Quand on découvre le traitement des photos numériques c’est une question qu’on se pose fréquemment tant il est facile d’aller trop loin.
Prévoir sa photo dès la prise de vue
Idéalement, dès la prise de vue sur le terrain, on a en tête la photo finale, développée. Idéalement, car pour ça il faut déjà bien connaître les possibilités offertes par les logiciels de développement et les avoir pas mal pratiqués pour savoir ce qui est faisable ou pas et il faut bien débuter un jour. Mais on ne rattrape pas au développement une photo sans sujet.
Il faut aussi avoir pris le temps d’analyser beaucoup de photos. Analyser une photo, comprendre pourquoi telle photo « fonctionne » et pas telle autre, cela s’apprend, se cultive. En regardant des photos, des expositions, en s’intéressant au travail d’autres photographes et en cherchant à dire autre chose que « j’aime » ou « j’aime pas ».

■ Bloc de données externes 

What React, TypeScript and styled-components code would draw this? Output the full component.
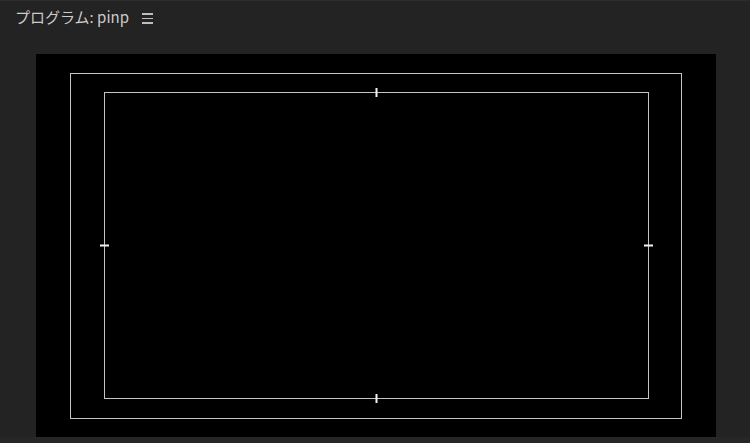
import styled, { createGlobalStyle } from "styled-components";

const GlobalStyle = createGlobalStyle`
  html, body {
    margin: 0;
    padding: 0;
    background: #232323;
  }
  body {
    font-family: "Noto Sans CJK JP", "Noto Sans", sans-serif;
  }
`;

const Panel = styled.div`
  width: 750px;
  height: 443px;
  background: #232323;
  border-top: 1px solid #2c2c2c;
  box-sizing: border-box;
  display: flex;
  flex-direction: column;
  overflow: hidden;
`;

const Header = styled.div`
  height: 53px;
  display: flex;
  align-items: flex-start;
  padding: 4px 0 0 15px;
  box-sizing: border-box;
  gap: 13px;
`;

const Title = styled.span`
  color: #cccccc;
  font-size: 15px;
  line-height: 24px;
`;

const Menu = styled.span`
  display: flex;
  flex-direction: column;
  gap: 3px;
  margin-top: 8px;
  width: 11px;

  span {
    height: 1.5px;
    background: #bdbdbd;
  }
`;

const Body = styled.div`
  flex: 1;
  display: flex;
  padding: 0 34px 0 36px;
`;

const Viewer = styled.div`
  width: 680px;
  height: 383px;
  background: #000;
`;

const Footer = styled.div`
  height: 6px;
  background: #262626;
`;

const Guides = () => (
  <svg width="680" height="383" viewBox="0 0 680 383">
    <g fill="none" stroke="#c4c4c4" strokeWidth="1">
      <rect x="34.5" y="19.5" width="611" height="345" />
      <rect x="68.5" y="38.5" width="544" height="306" />
    </g>
    <g fill="#f2f2f2">
      <rect x="339.5" y="34" width="2" height="9" />
      <rect x="339.5" y="340" width="2" height="9" />
      <rect x="64" y="190.5" width="9" height="2" />
      <rect x="608" y="190.5" width="9" height="2" />
    </g>
  </svg>
);

const App = () => {
  return (
    <>
      <GlobalStyle />
      <Panel>
        <Header>
          <Title>プログラム: pinp</Title>
          <Menu>
            <span />
            <span />
            <span />
          </Menu>
        </Header>
        <Body>
          <Viewer>
            <Guides />
          </Viewer>
        </Body>
        <Footer />
      </Panel>
    </>
  );
};

export default App;
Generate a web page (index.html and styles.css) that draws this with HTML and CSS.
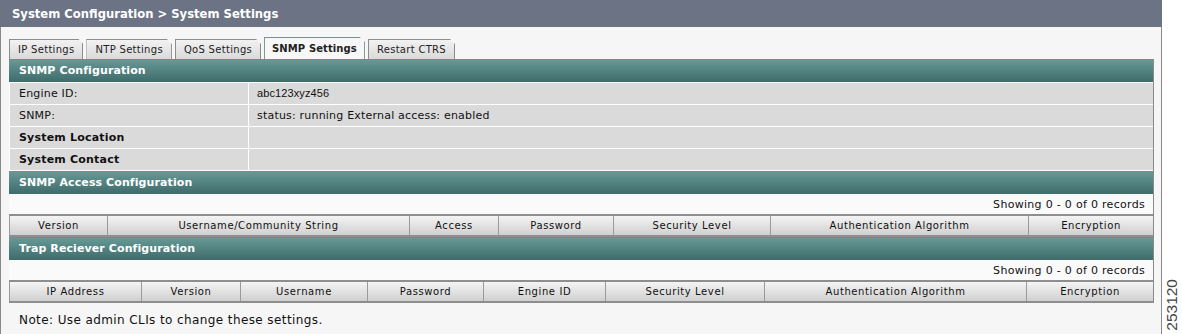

Je ne saurai que trop recommander deux livres passionnants sur ce sujet de Philippe Body : La grammaire de l’image- les secrets de la composition et le tome 2 : l’écriture photographique, (en vente sur Amazon uniquement). Après avoir lu, relu, et travaillé avec ces deux livres (bon OK et aussi après un voyage photo avec lui au Cambodge en 2023 😁), j’ai fait un grand pas dans ma façon de prendre des photos.

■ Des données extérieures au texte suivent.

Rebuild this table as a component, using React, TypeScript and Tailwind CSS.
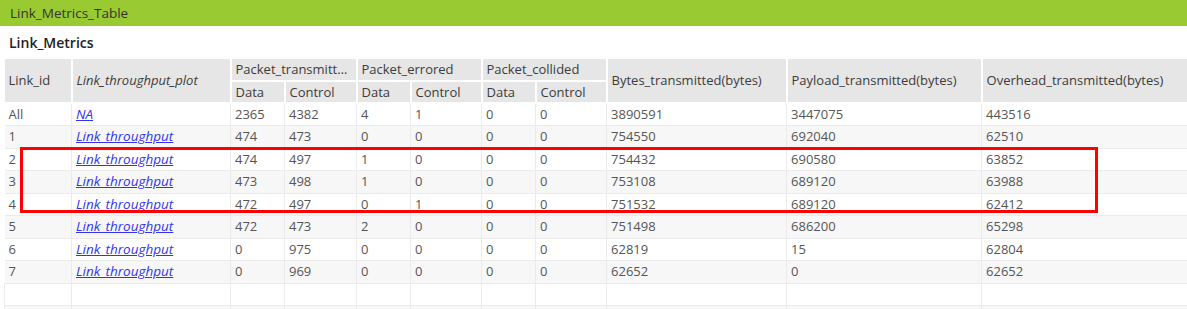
import React from "react";

type Row = {
  id: string;
  plot: string;
  ptData: string;
  ptCtrl: string;
  peData: string;
  peCtrl: string;
  pcData: string;
  pcCtrl: string;
  bytes: string;
  payload: string;
  overhead: string;
};

const ROWS: Row[] = [
  { id: "All", plot: "NA", ptData: "2365", ptCtrl: "4382", peData: "4", peCtrl: "1", pcData: "0", pcCtrl: "0", bytes: "3890591", payload: "3447075", overhead: "443516" },
  { id: "1", plot: "Link_throughput", ptData: "474", ptCtrl: "473", peData: "0", peCtrl: "0", pcData: "0", pcCtrl: "0", bytes: "754550", payload: "692040", overhead: "62510" },
  { id: "2", plot: "Link_throughput", ptData: "474", ptCtrl: "497", peData: "1", peCtrl: "0", pcData: "0", pcCtrl: "0", bytes: "754432", payload: "690580", overhead: "63852" },
  { id: "3", plot: "Link_throughput", ptData: "473", ptCtrl: "498", peData: "1", peCtrl: "0", pcData: "0", pcCtrl: "0", bytes: "753108", payload: "689120", overhead: "63988" },
  { id: "4", plot: "Link_throughput", ptData: "472", ptCtrl: "497", peData: "0", peCtrl: "1", pcData: "0", pcCtrl: "0", bytes: "751532", payload: "689120", overhead: "62412" },
  { id: "5", plot: "Link_throughput", ptData: "472", ptCtrl: "473", peData: "2", peCtrl: "0", pcData: "0", pcCtrl: "0", bytes: "751498", payload: "686200", overhead: "65298" },
  { id: "6", plot: "Link_throughput", ptData: "0", ptCtrl: "975", peData: "0", peCtrl: "0", pcData: "0", pcCtrl: "0", bytes: "62819", payload: "15", overhead: "62804" },
  { id: "7", plot: "Link_throughput", ptData: "0", ptCtrl: "969", peData: "0", peCtrl: "0", pcData: "0", pcCtrl: "0", bytes: "62652", payload: "0", overhead: "62652" },
];

const WIDTHS = [67, 159, 54, 72, 54, 71, 54, 71, 180, 195, 206];

const th = "bg-[#e6e6e6] border-2 border-white px-[4px] h-[22px] text-left font-normal text-[#3c3c3c] whitespace-nowrap overflow-hidden text-ellipsis";
const td = "border border-[#ebebeb] px-[4px] h-[22.5px] text-[#555] whitespace-nowrap overflow-hidden";

export default function App() {
  return (
    <div className="w-[1187px] h-[309px] bg-white overflow-hidden relative" style={{ fontFamily: '"Open Sans", "Noto Sans", sans-serif' }}>
      <div className="h-[26px] bg-[#9aca32] flex items-center pl-[10px] text-[13.5px] text-[#333]">
        Link_Metrics_Table
      </div>
      <div className="h-[33px] flex items-center pl-[9px] text-[14px] font-semibold text-[#222]">Link_Metrics</div>
      <div className="pl-[4px]">
        <table className="table-fixed border-collapse text-[13px] leading-none w-[1183px]">
          <colgroup>
            {WIDTHS.map((w, i) => (
              <col key={i} style={{ width: w }} />
            ))}
          </colgroup>
          <thead>
            <tr>
              <th rowSpan={2} className={th + " border-l-0 border-t-0"}>Link_id</th>
              <th rowSpan={2} className={th + " italic border-t-0"}>Link_throughput_plot</th>
              <th colSpan={2} className={th + " border-t-0"}>Packet_transmitted</th>
              <th colSpan={2} className={th + " border-t-0"}>Packet_errored</th>
              <th colSpan={2} className={th + " border-t-0"}>Packet_collided</th>
              <th rowSpan={2} className={th + " border-t-0"}>Bytes_transmitted(bytes)</th>
              <th rowSpan={2} className={th + " border-t-0"}>Payload_transmitted(bytes)</th>
              <th rowSpan={2} className={th + " border-t-0 border-r-0"}>Overhead_transmitted(bytes)</th>
            </tr>
            <tr>
              <th className={th}>Data</th>
              <th className={th}>Control</th>
              <th className={th}>Data</th>
              <th className={th}>Control</th>
              <th className={th}>Data</th>
              <th className={th}>Control</th>
            </tr>
          </thead>
          <tbody>
            {ROWS.map((r, i) => (
              <tr key={r.id} className={i % 2 === 1 ? "bg-[#f7f7f7]" : "bg-white"}>
                <td className={td + " border-l-0"}>{r.id}</td>
                <td className={td}>
                  <span className="italic underline text-[13.5px] text-[#3333ee] decoration-[#3333ee]">{r.plot}</span>
                </td>
                <td className={td}>{r.ptData}</td>
                <td className={td}>{r.ptCtrl}</td>
                <td className={td}>{r.peData}</td>
                <td className={td}>{r.peCtrl}</td>
                <td className={td}>{r.pcData}</td>
                <td className={td}>{r.pcCtrl}</td>
                <td className={td}>{r.bytes}</td>
                <td className={td}>{r.payload}</td>
                <td className={td + " border-r-0"}>{r.overhead}</td>
              </tr>
            ))}
            <tr className="bg-white">
              {WIDTHS.map((_, i) => (
                <td key={i} className={td}>&nbsp;</td>
              ))}
            </tr>
            <tr className="bg-[#f7f7f7]">
              {WIDTHS.map((_, i) => (
                <td key={i} className={td}>&nbsp;</td>
              ))}
            </tr>
          </tbody>
        </table>
      </div>
      <div className="absolute left-[20px] top-[147px] w-[1078px] h-[66px] border-[3px] border-[#ff0000] pointer-events-none" />
    </div>
  );
}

Prévoir sa photo dès la prise de vue c’est d’abord s’assurer de disposer au moment du développement d’un raw net, bien exposé, en ayant choisi la profondeur de champ pour mettre en évidence le sujet. Si certaines erreurs sont récupérables au développement, la plupart ne le sont pas. Une photo surexposée avec un ciel cramé ou une grande partie de la photo complètement noire, bouchée, sera inexploitable ou presque, même en utilisant un profil linéaire. De même, bien que des logiciels comme Sharpen de Topaze permette dans une certaine mesure de diminuer le flou de bougé ou d’augmenter le piqué, il n’y a pas de miracle et mieux vaut partir d’un bon cliché de départ. Si la dynamique de la scène est très importante (forts contrastes), il faut prévoir de bracketer pour disposer de plusieurs expositions qui ensemble couvriront toute la dynamique.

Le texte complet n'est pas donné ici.